The grim reality facing restaurants under Plan B

“We’ve already successfully rebuilt ourselves to some extent: the fact that people still want to come out and eat at all and support the restaurants is huge,” admits Lisa Goodwin-Allen, executive chef at Lancashire’s Michelin-starred Northcote. “But obviously everybody’s heard that there’s a massive staff problem within our sector, that’s a real struggle. It’s going to be hard work.

“Still,” she says, without missing a beat, “the positives to take out of that are that hospitality is changing. It’s been known as a place with long hours and difficult conditions. We’re starting to see some changes from that. Hospitality is an amazing industry and it is strong, I have no doubt that we’ll come back bigger and better.” 
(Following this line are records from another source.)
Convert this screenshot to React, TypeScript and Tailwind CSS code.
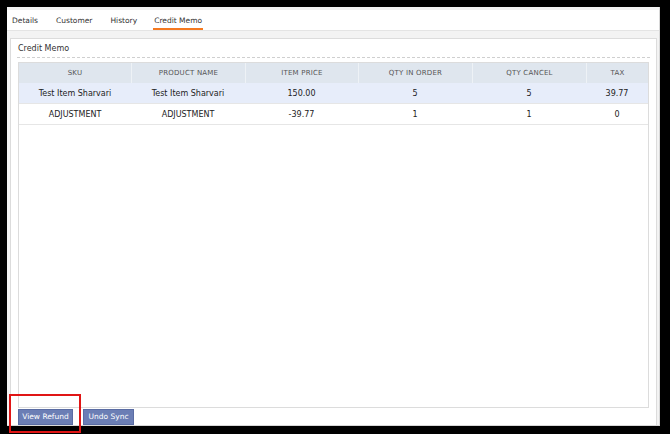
import React from "react";

const cols = [
  { label: "SKU", w: "w-[112px]" },
  { label: "PRODUCT NAME", w: "w-[114px]" },
  { label: "ITEM PRICE", w: "w-[113px]" },
  { label: "QTY IN ORDER", w: "w-[114px]" },
  { label: "QTY CANCEL", w: "w-[114px]" },
  { label: "TAX", w: "flex-1" },
];

const rows = [
  ["Test Item Sharvari", "Test Item Sharvari", "150.00", "5", "5", "39.77"],
  ["ADJUSTMENT", "ADJUSTMENT", "-39.77", "1", "1", "0"],
];

export default function App() {
  const font = { fontFamily: '"DejaVu Sans", Verdana, sans-serif' };
  return (
    <div className="w-[670px] h-[434px] bg-black pt-[7px] pl-[7px] pr-[10px] pb-[8px] relative" style={font}>
      <div className="w-full h-full bg-white flex flex-col border-r border-b border-[#d8d8d8]">
        {/* tabs */}
        <div className="h-[3px] bg-[#f2f2f2]" />
        <div className="h-[21px] flex items-end pl-[3px] gap-[14px] text-[7.5px] leading-[10px] text-[#333] border-b border-[#e4e4e4]">
          <div className="px-[2px] pb-[4px]">Details</div>
          <div className="px-[2px] pb-[4px]">Customer</div>
          <div className="px-[2px] pb-[4px]">History</div>
          <div className="px-[1px] pb-[2px] border-b-2 border-[#f47920]">Credit Memo</div>
        </div>
        <div className="flex-1 bg-[#f3f3f3] pt-[7px] pl-[3px] pr-[2px] flex flex-col">
          <div className="flex-1 bg-white border-l border-t border-r border-[#dcdcdc] flex flex-col px-[6px]">
            <div className="h-[19px] border-b border-dashed border-[#cfcfcf] flex items-center pl-[1px] pt-[1px] text-[8px] text-[#333]">
              Credit Memo
            </div>
            <div className="mt-[4px] mx-[1px] h-[346px] border border-[#dcdcdc] flex flex-col">
              <div className="flex h-[20px] bg-[#dfe6ee]">
                {cols.map((c, i) => (
                  <div
                    key={i}
                    className={`${c.w} flex items-center justify-center text-[7px] text-[#555] tracking-[0.2px] ${i > 0 ? "border-l border-[#eef2f6]" : ""}`}
                  >
                    {c.label}
                  </div>
                ))}
              </div>
              {rows.map((r, ri) => (
                <div
                  key={ri}
                  className={`flex h-[21px] pt-[1px] border-b border-[#e6e6e6] ${ri === 0 ? "bg-[#e7edfa]" : "bg-white"}`}
                >
                  {r.map((v, i) => (
                    <div
                      key={i}
                      className={`${cols[i].w} flex items-center justify-center text-[8px] text-[#222]`}
                    >
                      {v}
                    </div>
                  ))}
                </div>
              ))}
            </div>
            <div className="flex pt-[1px] pl-[1px]">
              <div className="w-[55px] h-[16px] flex items-center justify-center bg-[#6b7eb5] text-white text-[7.5px] border border-[#5a6ca3]">
                View Refund
              </div>
              <div className="ml-[10px] w-[51px] h-[16px] flex items-center justify-center bg-[#6b7eb5] text-white text-[7.5px] border border-[#5a6ca3]">
                Undo Sync
              </div>
            </div>
          </div>
        </div>
      </div>
      <div className="absolute left-[9px] top-[394px] w-[72px] h-[39px] border-2 border-[#e01515]" />
    </div>
  );
}
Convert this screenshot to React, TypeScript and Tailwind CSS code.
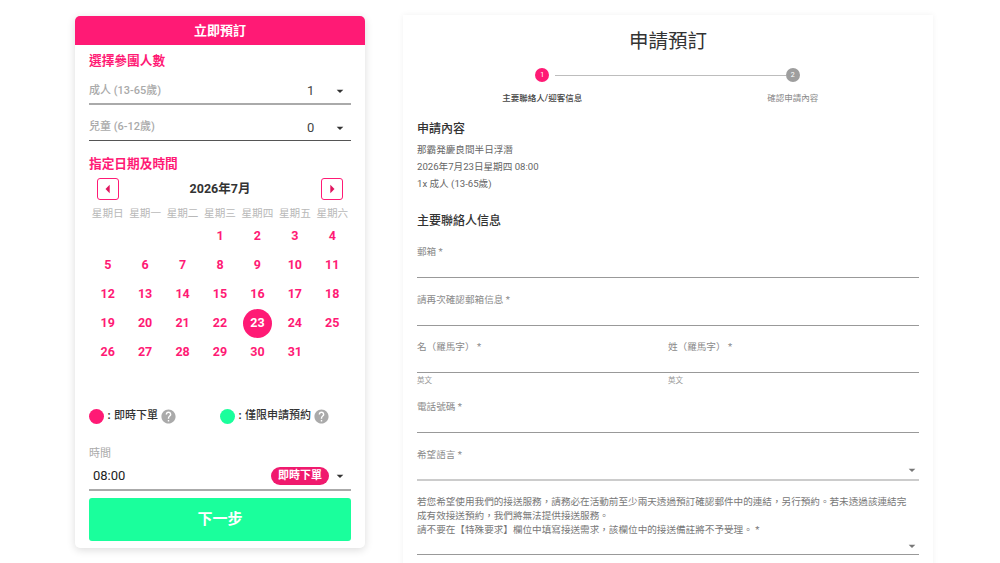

It’s clear that retaining staff is front of mind for many at the moment. One of the major issues Hospitality Action raises funds for is to help prevent staff burnout, which can take the form of mental health crises or addiction. Paul Askew, chef patron of The Art School in Liverpool, noted that his staff have moved to a four-day work week to ensure staff have time to rest and see family outside of busy 12-hour kitchen shifts. 

“In our industry over the past 18 months to two years, I personally know five people who’ve taken their own lives,” said chef and cheesemonger Charlie Hodson, who became an ambassador for the charity after suffering depression which culminated in a trio of suicide attempts. “I used to employ 221 people, and for a time, that took me to the edge of despair. I was taken off the top of a multi-storey building by three police officers three years ago because at the time, that was my only escape: I was successful, I had a big house, good business, a nice car, but I was falling apart.” 

Thanks to the support he received from Hospitality Action, Hodson has thrived, but he’s well aware that the same can’t be said for all of the hospitality workers who’ve been battered by the pandemic, citing a young man who died by suicide after a string of lay-offs. 

“A lot of people have been saying ‘we need to look after staff through the pandemic’,” agreed Kerridge. “I just think ‘you should have been doing that in the first place, mate!’ It’s not just throwing cash at people, it’s about personal and professional growth, it’s about opportunities that we can put in front of people. Our staff have given us a big chunk of their lives, and investing in them is how we’ll rebuild. 

“The industry is changing, it has changed, it will continue to change,” Kerridge went on. “You can’t get every Saturday off, but you could get three days in a row off so you can visit another restaurant and have some fun… But to do that you need a team and a half and there’s a cost implication which comes into the price. That education has to fall forward to our guests and their understanding of what things cost. It’s not just about the steak which you could buy cheaper in Sainsbury’s, it’s about the people who are washing your plates, who are serving it, the cost of the blue roll, the cost of the receptionist, the IT, everything.”